Arriving to school dripping in sweat is reality for students living within a two mile radius of Krop and when walking or riding their bike is their only option. Electric bikes, or E-Bikes, have become more accessible and affordable over the years and are being demanded by children and younger riders.
In the past, bike companies targeted older audiences because they were the ones purchasing them. Today, manufacturers are releasing “junior” models. One is the 2016 Haibike HardFour RX; recommended for kids and teens over the age of eight. The controls are easy to use, the tires are all-terrain and it’s light enough to be picked up. The battery can be charged attached or detached from the bike and has a limited power that keeps the top speed around 12mph.
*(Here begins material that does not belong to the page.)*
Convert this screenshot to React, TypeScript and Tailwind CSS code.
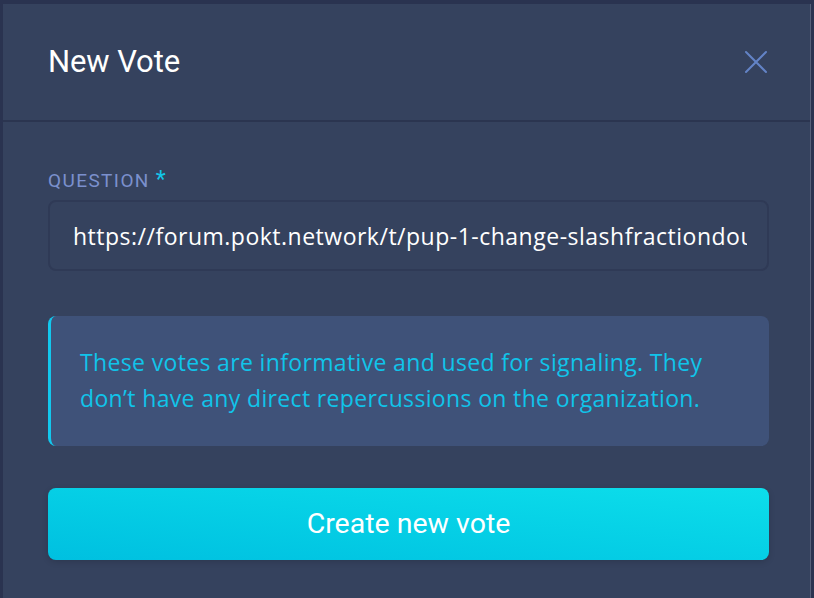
import React from 'react';

const App: React.FC = () => {
  return (
    <div className="w-[814px] h-[598px] bg-[#2a3350] pt-[4px] pl-[3px] pr-[3px] overflow-hidden font-['Roboto',sans-serif]">
      <div className="h-full bg-[#35425e] border-r border-[#56607a] flex flex-col">
        {/* Header */}
        <div className="h-[118px] shrink-0 flex items-center justify-between pl-[45px] pr-[42px] border-b-2 border-[#2b3550]">
          <h1 className="text-[31px] leading-none text-white tracking-[-0.1px] pb-[2px]">New Vote</h1>
          <button className="text-[#6383c6]">
            <svg width="24" height="24" viewBox="0 0 24 24" fill="none" stroke="currentColor" strokeWidth="2" strokeLinecap="round">
              <path d="M2 2L22 22M22 2L2 22" />
            </svg>
          </button>
        </div>

        {/* Body */}
        <div className="flex flex-col pl-[45px] pr-[41px] pt-[49px]">
          <label className="block h-[19px] text-[19px] leading-[19px] tracking-[1.4px] text-[#7b90cd] uppercase whitespace-nowrap">
            Question<span className="ml-[6px] text-[23px] leading-[0] text-[#12c6e8] tracking-normal">*</span>
          </label>

          <input
            readOnly
            value="https://forum.pokt.network/t/pup-1-change-slashfractiondoublesign"
            className="mt-[10px] h-[71px] w-full rounded-[8px] border-2 border-[#2f3a56] bg-[#35425e] pl-[23px] pr-[20px] text-[23px] tracking-[0.5px] text-white outline-none font-['Open_Sans',sans-serif]"
          />

          <div className="mt-[45px] h-[130px] rounded-[8px] border-l-[3px] border-[#12c8ee] bg-[#3f5279] pl-[29px] pr-[24px] flex items-center">
            <p className="text-[23px] leading-[36px] tracking-[0.35px] text-[#10c4ea] font-['Open_Sans',sans-serif] pb-[2px]">
              These votes are informative and used for signaling. They don’t have any direct repercussions on the organization.
            </p>
          </div>

          <button className="mt-[42px] h-[72px] w-full rounded-[8px] bg-gradient-to-tr from-[#00c0e0] to-[#0ddeeb] text-white text-[28.5px] shadow-[0_2px_6px_rgba(0,0,0,0.15)]">
            Create new vote
          </button>
        </div>
      </div>
    </div>
  );
};

export default App;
Using e-bikes is still considered exercise. A study done by University of Colorado Boulder shows regular e-bike usage can still give you a workout, improve your cardiovascular health and overall fitness levels. E-bikes can be found new for under $1,000 and vary in tech, design, and models. There are hybrid, cruisers, folding, tricycles, and electric variations.
According to Portland State University’s TREC Transportation Insight for Vibrant communities, “as of December 2015, at least 40 US states and Canadian provinces had a minimum operator age for e-bikes, typically 14 or 16 years of age.” Any e-bike that is pedal-driven and has a maximum speed of 20 mph can use any of the state’s bike lanes and sidewalks.